“Era un viejo que pescaba solo en un bote en el Gulf Stream (la corriente del Golfo) y hacía ochenta y cuatro días que no cogía un pez”. Así escribía el libro de un aventurero pescador viejo que miraba al cielo de agosto y no quería que se le fuera el verano sin darse una nueva ocasión de retar al mar caliente. “En los primeros cuarenta días había tenido consigo a un muchacho. Pero después de cuarenta días sin haber pescado, los padres del muchacho le habían dicho que el viejo estaba definitiva y rematadamente “salao”, lo cual era la peor forma de la mala suerte, y por eso el muchacho había salido con otro pescador que cogió tres buenos peces la primera semana”. Al chaval le entristecía ver al viejo regresar todos los días con su bote vacío y siempre bajaba a ayudarle a cargar los rollos de sedal o el bichero y el arpón y la vela arrollada al mástil, remendada con sacos de harina y parecía una bandera en permanente derrota. Y así semejaba estrenarse cada jornada mirando la superficie del agua que, con su dejarse llevar de la brisa, le traía imágenes con las que gustaba recrearse. El viejo hacía esto todos los días. Pero perdió la costa cuando un pez enorme y sigiloso que apenas nadie había visto picó el anzuelo, y así se iba moviendo el barco mar adentro dejándose guiar por la fuerza del pez. En ese rumbo, al poco apareció un tiburón y luego otros más. El peligro siempre acechaba, y el reto sobre quién vencería pasó a ser una conversación entre ambos hasta el final.

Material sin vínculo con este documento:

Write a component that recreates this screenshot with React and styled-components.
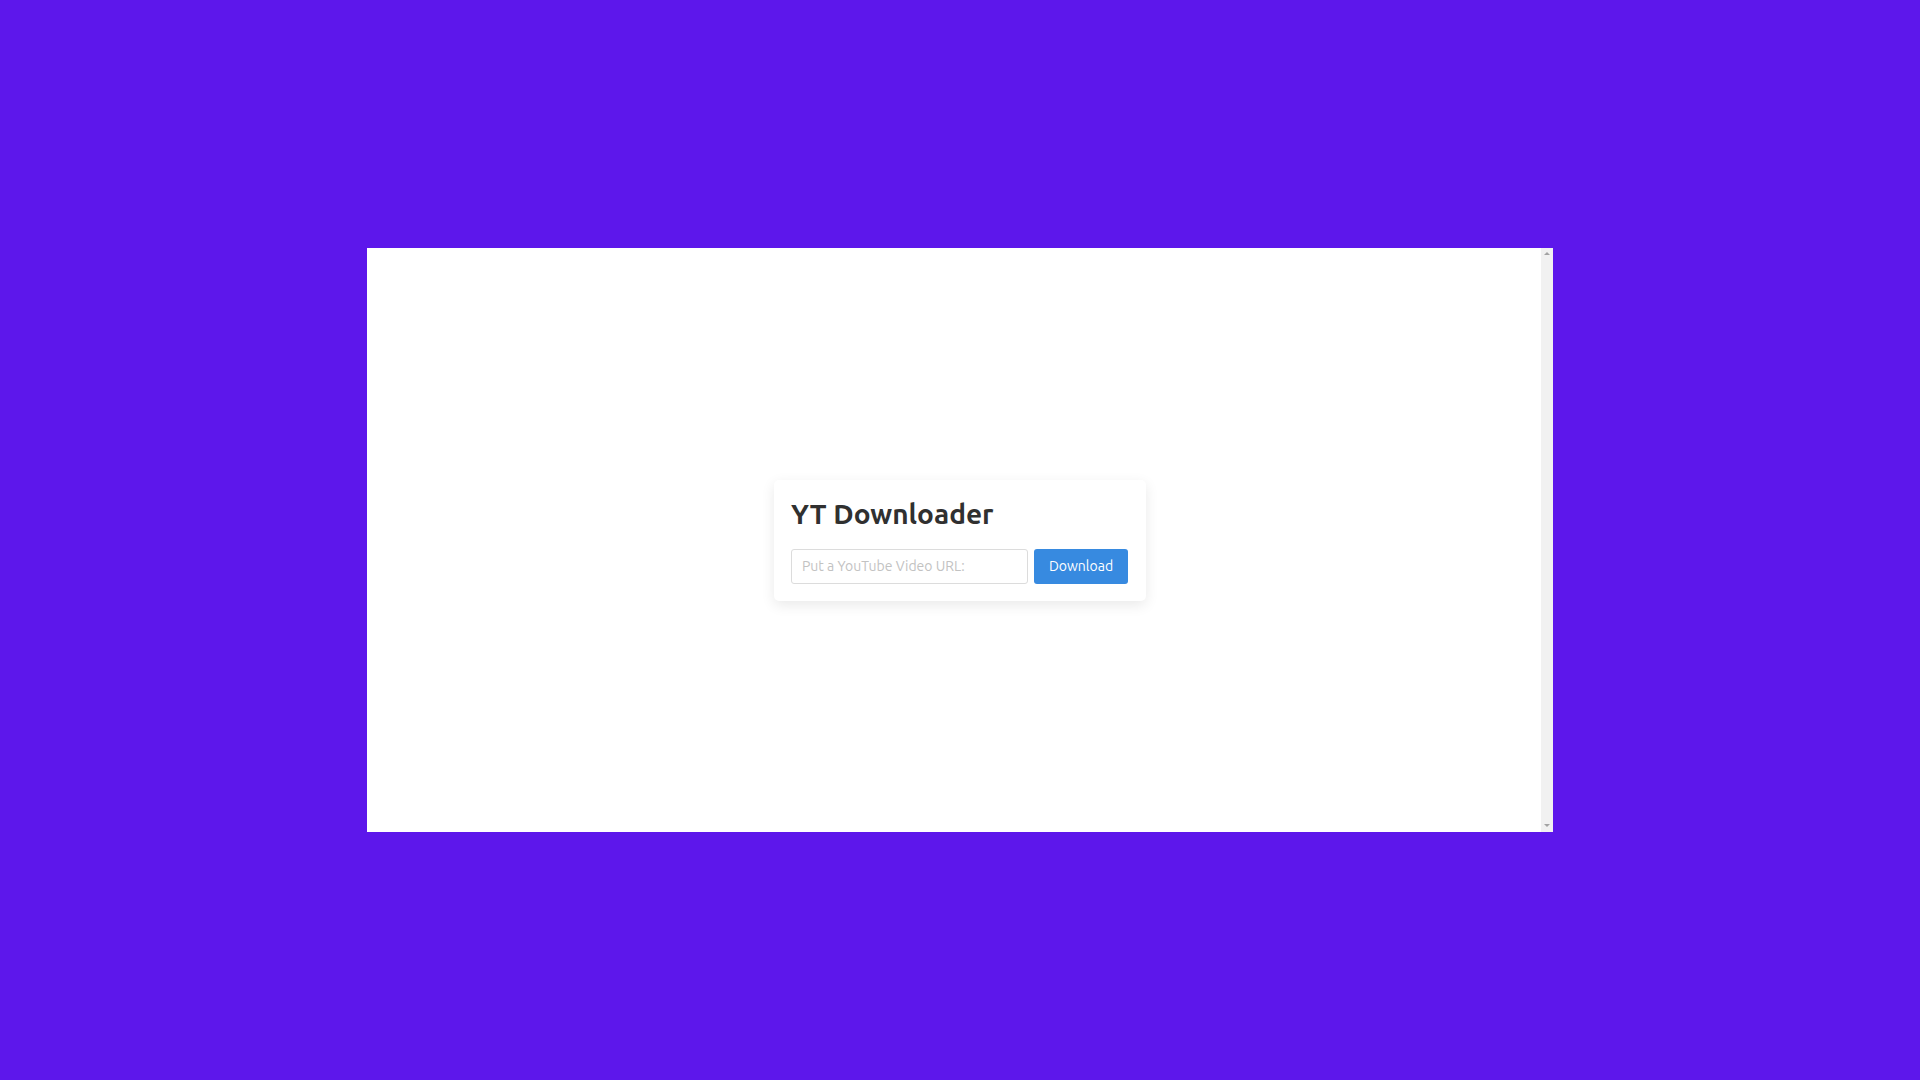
import styled, { createGlobalStyle } from 'styled-components';

const GlobalStyle = createGlobalStyle`
  html, body {
    margin: 0;
    padding: 0;
    height: 100%;
  }
  body {
    background: #5d17eb;
    font-family: Ubuntu, "Noto Sans", "DejaVu Sans", sans-serif;
  }
  #root {
    height: 100%;
  }
`;

const Page = styled.div`
  width: 100%;
  height: 100vh;
  display: flex;
  align-items: center;
  justify-content: center;
`;

const Frame = styled.div`
  position: relative;
  width: 1186px;
  height: 584px;
  background: #ffffff;
  display: flex;
  align-items: center;
  justify-content: center;
`;

const Scrollbar = styled.div`
  position: absolute;
  top: 0;
  right: 0;
  bottom: 0;
  width: 12px;
  background: #f1f1f1;
  display: flex;
  flex-direction: column;
  justify-content: space-between;
  align-items: center;
  padding: 4px 0 5px;
  box-sizing: border-box;
`;

const Arrow = styled.span`
  width: 0;
  height: 0;
  border-left: 3px solid transparent;
  border-right: 3px solid transparent;
  ${(p) =>
    p.$down
      ? 'border-top: 3px solid #a3a3a3;'
      : 'border-bottom: 3px solid #a3a3a3;'}
`;

const Card = styled.div`
  width: 372px;
  box-sizing: border-box;
  padding: 15px 18px 17px 17px;
  background: #fff;
  border-radius: 5px;
  box-shadow: 0 4px 14px rgba(0, 0, 0, 0.09);
`;

const Title = styled.h1`
  margin: 0 0 16px;
  font-size: 28px;
  line-height: 38px;
  font-weight: 700;
  color: #303030;
`;

const Row = styled.form`
  display: flex;
  gap: 6px;
`;

const UrlInput = styled.input`
  width: 237px;
  height: 35px;
  box-sizing: border-box;
  padding: 0 10px;
  border: 1px solid #dcdcdc;
  border-radius: 3px;
  font-family: inherit;
  font-size: 14px;
  color: #333;
  outline: none;

  &::placeholder {
    color: #c2c2c2;
  }
`;

const Button = styled.button`
  width: 94px;
  height: 35px;
  border: none;
  border-radius: 3px;
  background: #378ae0;
  color: #fff;
  font-family: inherit;
  font-size: 14px;
  cursor: pointer;
`;

export default function App() {
  return (
    <>
      <GlobalStyle />
      <Page>
        <Frame>
          <Card>
            <Title>YT Downloader</Title>
            <Row onSubmit={(e) => e.preventDefault()}>
              <UrlInput placeholder="Put a YouTube Video URL:" />
              <Button type="submit">Download</Button>
            </Row>
          </Card>
          <Scrollbar>
            <Arrow />
            <Arrow $down />
          </Scrollbar>
        </Frame>
      </Page>
    </>
  );
}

El viejo era flaco y desgarbado, con arrugas profundas en la parte posterior del cuello. Las pardas manchas del benigno cáncer de piel que el sol produce con sus intermitentes reflejos en el mar tropical estaban en sus mejillas. Estas pecas corrían por los lados de su cara hasta bastante abajo y sus manos tenían las hondaS cicatrices que causa la manipulación de las cuerdas cuando se sujetan los grandes peces. Pero ninguna de estas cicatrices era reciente. Eran tan viejas como las erosiones de un árido desierto. Y así, todo en él era viejo, salvo sus ojos; y éstos tenían el color mismo del mar y eran alegres e invictos. Ya empezaban a verse los pescadores que aquel día habían tenido éxito y llevaban sus agujas tendidas sobre dos tablas, los hombres tambaleándose al extremo de cada tabla, a la pescadería, donde esperaban a que el camión del hielo las llevara al mercado, a La Habana. En la cabaña del viejo, se descansaba cuando se podía. En las paredes, aplastadas y superpuestas hojas de “guano” de resistente fibra, había una imagen de colores del Sagrado Corazón de Jesús y otras de la Virgen del Cobre, que eran reliquias de su esposa. Tenía de ella una foto que tuvo que retirar porque le hacía verse a sí mismo demasiado solo. Pero aquel día tenía enganchado un tiburón en su barca, muy vivo y muy dicharachero con el que estuvo todo el tiempo dialogando. Y así pasaba el viejo su tiempo.
Llegada la noche acudieron elegantes delfines en torno al bote, rolando y resoplando cuando hacían el amor. Decía el viejo que son nuestros hermanos, como también lo son los peces voladores. Pero no podía dejar de sentir lástima por el gran pez enganchado todo el día en su barco, con quien no dejaba de hablar y arrastrar en la mente sus pensamientos. En la caída del día veía los prismas en el agua profunda y oscura, el sedal estirado adelante y la extraña ondulación de la calma. Pero mirando una bandada de patos se consoló razonando que nunca y nadie está jamás solo en la mar. Una lectura sosegada, vigilando siempre al enemigo que llevaba con él era un gozo ese día. Hacia medianoche tuvo que enfrentarse a aquel bicho que había sido compañero durante el día, porque vinieron otros tiburones en plan aguerrido y él les daba golpes con la caña del timón. El viejo navegó suavemente en retirada no permitiéndose tener ningún pensamiento. Cansado de tanta brega y tanto defender al bicho que se le había confiado en su barquito, se dijo que ya estaba cansado, llevó las cosas a su choza y se tumbó en la cama razonando lo profundo que era su cansancio. Pronto se puso a soñar en leones marinos.